From the entries below, tally how many lines contain "screenshot" and report only that figure.

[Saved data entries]
-- begin --

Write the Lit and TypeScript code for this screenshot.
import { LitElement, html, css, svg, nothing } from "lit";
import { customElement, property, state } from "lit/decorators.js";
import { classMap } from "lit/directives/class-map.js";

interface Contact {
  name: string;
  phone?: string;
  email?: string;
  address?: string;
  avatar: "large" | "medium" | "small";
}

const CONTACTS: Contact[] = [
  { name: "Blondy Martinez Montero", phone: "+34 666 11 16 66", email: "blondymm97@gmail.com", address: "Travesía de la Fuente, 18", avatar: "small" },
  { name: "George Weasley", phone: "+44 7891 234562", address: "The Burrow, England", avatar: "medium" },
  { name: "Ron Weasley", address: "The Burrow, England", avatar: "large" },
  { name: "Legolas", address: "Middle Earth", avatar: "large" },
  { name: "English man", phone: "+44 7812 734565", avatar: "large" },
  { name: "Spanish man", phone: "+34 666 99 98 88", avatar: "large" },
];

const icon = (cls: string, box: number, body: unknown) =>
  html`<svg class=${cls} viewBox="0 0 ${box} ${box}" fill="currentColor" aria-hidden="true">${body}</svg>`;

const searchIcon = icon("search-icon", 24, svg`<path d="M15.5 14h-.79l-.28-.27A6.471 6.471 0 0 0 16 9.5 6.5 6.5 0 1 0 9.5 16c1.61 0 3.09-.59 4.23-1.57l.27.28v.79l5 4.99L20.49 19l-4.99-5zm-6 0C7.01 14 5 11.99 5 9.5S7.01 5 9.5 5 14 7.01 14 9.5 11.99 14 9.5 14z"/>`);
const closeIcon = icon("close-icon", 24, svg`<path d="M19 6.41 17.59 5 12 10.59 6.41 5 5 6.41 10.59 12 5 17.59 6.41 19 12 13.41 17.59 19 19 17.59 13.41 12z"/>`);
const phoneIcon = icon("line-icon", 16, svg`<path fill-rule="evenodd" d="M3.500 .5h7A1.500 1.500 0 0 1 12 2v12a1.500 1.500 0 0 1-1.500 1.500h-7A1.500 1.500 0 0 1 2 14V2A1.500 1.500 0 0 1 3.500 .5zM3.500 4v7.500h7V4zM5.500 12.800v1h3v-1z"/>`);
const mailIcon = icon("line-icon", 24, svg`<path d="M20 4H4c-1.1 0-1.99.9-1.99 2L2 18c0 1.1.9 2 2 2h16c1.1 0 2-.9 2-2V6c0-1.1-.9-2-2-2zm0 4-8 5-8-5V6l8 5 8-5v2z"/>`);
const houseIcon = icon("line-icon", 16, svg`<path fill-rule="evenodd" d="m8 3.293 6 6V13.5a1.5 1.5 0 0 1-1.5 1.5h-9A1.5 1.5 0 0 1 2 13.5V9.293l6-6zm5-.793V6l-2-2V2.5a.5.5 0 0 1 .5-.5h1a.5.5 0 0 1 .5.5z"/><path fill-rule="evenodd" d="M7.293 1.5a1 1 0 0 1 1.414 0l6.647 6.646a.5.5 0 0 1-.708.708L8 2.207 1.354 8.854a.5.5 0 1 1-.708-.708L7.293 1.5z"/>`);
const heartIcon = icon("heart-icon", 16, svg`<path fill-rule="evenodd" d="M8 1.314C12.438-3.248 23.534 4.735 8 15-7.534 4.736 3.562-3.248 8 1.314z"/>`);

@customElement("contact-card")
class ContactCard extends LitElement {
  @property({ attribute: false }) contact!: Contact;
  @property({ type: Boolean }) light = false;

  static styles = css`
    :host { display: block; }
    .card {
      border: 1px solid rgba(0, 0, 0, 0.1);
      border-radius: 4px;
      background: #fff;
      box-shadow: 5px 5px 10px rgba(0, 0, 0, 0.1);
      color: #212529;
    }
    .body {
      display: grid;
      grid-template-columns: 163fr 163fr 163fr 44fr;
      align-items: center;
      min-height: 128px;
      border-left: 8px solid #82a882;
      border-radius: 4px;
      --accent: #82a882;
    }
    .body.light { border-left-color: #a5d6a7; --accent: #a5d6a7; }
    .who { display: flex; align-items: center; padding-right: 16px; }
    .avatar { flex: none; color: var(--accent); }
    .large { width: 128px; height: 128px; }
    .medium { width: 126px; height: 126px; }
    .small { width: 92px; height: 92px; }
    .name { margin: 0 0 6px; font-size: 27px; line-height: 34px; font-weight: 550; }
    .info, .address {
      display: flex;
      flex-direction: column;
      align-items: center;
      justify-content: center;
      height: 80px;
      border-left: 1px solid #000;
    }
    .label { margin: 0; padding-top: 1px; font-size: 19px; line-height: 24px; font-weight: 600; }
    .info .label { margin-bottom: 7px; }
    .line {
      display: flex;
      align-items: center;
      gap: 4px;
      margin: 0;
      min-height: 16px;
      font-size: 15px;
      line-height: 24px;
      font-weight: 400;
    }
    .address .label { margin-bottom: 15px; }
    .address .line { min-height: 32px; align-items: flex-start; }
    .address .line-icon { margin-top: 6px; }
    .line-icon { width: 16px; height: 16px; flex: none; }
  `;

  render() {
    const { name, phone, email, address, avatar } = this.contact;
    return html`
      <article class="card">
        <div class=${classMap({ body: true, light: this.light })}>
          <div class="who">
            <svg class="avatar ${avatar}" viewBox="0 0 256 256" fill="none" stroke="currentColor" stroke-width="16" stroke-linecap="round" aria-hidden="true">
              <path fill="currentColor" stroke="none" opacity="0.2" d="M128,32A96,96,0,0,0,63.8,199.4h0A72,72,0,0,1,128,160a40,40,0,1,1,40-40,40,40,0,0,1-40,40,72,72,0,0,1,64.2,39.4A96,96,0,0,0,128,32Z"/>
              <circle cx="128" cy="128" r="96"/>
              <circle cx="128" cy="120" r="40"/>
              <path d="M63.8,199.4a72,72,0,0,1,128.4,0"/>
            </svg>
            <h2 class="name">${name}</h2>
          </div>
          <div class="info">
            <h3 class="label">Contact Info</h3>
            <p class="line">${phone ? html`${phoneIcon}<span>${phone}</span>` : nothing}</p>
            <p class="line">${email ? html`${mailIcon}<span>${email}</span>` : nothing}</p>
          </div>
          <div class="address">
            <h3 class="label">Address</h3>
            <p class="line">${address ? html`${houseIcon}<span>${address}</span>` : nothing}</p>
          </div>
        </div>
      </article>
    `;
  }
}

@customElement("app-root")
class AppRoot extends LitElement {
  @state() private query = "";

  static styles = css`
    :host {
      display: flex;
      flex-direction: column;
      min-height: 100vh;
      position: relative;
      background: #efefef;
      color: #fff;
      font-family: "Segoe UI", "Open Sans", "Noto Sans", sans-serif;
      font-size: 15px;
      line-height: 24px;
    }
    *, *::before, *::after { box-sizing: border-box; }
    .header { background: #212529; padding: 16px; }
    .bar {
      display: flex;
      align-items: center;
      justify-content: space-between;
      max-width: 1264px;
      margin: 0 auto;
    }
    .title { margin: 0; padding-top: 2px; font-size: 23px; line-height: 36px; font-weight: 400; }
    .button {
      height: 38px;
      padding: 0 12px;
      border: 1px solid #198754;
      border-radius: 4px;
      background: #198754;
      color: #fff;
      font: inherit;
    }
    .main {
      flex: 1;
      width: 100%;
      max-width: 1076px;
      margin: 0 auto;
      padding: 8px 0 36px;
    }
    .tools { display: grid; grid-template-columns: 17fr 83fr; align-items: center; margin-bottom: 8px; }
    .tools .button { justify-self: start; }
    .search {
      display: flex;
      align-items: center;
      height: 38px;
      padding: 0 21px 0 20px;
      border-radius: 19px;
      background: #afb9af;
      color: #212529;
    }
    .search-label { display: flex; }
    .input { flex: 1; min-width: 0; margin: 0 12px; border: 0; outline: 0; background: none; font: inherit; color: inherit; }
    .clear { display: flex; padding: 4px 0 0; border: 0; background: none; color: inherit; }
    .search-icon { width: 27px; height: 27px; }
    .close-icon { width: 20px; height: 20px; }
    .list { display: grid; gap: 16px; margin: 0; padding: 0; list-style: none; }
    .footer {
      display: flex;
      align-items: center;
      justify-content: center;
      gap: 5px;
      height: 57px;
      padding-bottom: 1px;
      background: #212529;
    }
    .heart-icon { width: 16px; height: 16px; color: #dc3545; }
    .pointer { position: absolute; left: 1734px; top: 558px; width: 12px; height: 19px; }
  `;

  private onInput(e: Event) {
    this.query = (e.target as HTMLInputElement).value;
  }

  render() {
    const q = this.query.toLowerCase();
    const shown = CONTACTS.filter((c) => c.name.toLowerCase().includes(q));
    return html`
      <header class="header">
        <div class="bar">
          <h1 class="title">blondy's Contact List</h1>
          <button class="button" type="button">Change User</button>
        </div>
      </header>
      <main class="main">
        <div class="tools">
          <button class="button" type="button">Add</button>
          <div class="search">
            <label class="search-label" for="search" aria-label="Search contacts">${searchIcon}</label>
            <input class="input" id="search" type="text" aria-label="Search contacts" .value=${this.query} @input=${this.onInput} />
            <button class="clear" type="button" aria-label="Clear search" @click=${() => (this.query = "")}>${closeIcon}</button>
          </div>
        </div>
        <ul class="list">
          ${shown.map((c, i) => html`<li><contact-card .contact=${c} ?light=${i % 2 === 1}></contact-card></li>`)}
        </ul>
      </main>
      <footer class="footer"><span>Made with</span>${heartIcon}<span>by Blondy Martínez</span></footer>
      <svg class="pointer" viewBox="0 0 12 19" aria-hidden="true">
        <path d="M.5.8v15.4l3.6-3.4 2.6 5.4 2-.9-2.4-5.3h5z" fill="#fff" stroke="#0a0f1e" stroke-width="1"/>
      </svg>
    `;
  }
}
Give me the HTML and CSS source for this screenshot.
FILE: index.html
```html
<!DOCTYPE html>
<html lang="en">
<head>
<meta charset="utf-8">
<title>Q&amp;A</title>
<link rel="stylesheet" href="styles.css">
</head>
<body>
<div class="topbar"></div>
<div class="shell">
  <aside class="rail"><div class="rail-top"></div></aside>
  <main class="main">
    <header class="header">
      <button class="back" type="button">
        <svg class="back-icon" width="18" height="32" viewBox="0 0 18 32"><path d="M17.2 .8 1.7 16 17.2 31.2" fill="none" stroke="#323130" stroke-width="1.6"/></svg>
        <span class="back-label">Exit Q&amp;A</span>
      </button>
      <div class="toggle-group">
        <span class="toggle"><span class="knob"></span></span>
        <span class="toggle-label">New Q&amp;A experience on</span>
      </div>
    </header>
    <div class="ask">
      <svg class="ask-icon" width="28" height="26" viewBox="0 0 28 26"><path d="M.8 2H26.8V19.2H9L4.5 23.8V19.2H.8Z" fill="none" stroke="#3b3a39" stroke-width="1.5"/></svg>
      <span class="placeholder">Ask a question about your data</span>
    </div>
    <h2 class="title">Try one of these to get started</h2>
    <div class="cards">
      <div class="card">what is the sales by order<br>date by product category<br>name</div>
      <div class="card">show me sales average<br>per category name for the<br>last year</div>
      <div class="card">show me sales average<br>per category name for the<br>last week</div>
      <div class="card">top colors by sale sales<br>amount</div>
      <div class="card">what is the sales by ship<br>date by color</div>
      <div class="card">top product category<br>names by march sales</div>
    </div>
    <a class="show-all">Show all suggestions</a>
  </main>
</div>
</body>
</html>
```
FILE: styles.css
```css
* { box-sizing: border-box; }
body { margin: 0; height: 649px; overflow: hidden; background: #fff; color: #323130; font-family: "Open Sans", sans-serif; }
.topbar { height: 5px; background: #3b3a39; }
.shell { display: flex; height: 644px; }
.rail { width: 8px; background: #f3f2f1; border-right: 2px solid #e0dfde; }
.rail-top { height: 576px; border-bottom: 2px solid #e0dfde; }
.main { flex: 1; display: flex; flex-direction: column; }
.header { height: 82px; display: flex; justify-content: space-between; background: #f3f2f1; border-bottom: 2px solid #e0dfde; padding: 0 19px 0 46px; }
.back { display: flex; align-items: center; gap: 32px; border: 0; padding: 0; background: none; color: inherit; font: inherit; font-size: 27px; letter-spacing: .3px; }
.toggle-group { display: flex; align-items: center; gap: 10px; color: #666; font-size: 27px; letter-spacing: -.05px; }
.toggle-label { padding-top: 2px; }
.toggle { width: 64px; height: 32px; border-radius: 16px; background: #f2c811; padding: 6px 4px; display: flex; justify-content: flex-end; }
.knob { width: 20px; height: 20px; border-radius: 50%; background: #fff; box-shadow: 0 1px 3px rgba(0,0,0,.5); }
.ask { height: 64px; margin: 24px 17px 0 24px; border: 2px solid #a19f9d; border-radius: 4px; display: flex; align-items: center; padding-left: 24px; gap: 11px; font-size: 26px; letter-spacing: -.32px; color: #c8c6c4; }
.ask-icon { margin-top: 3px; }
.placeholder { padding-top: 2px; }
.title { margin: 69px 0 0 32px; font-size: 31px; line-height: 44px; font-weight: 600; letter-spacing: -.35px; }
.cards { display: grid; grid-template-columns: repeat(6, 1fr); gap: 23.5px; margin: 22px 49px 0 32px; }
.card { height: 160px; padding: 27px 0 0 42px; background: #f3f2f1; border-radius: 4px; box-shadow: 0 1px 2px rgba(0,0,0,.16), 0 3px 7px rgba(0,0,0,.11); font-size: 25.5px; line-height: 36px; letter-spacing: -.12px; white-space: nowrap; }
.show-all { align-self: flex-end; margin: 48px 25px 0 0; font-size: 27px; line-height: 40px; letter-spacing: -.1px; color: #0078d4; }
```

-- end --

Reply to the exercise:
2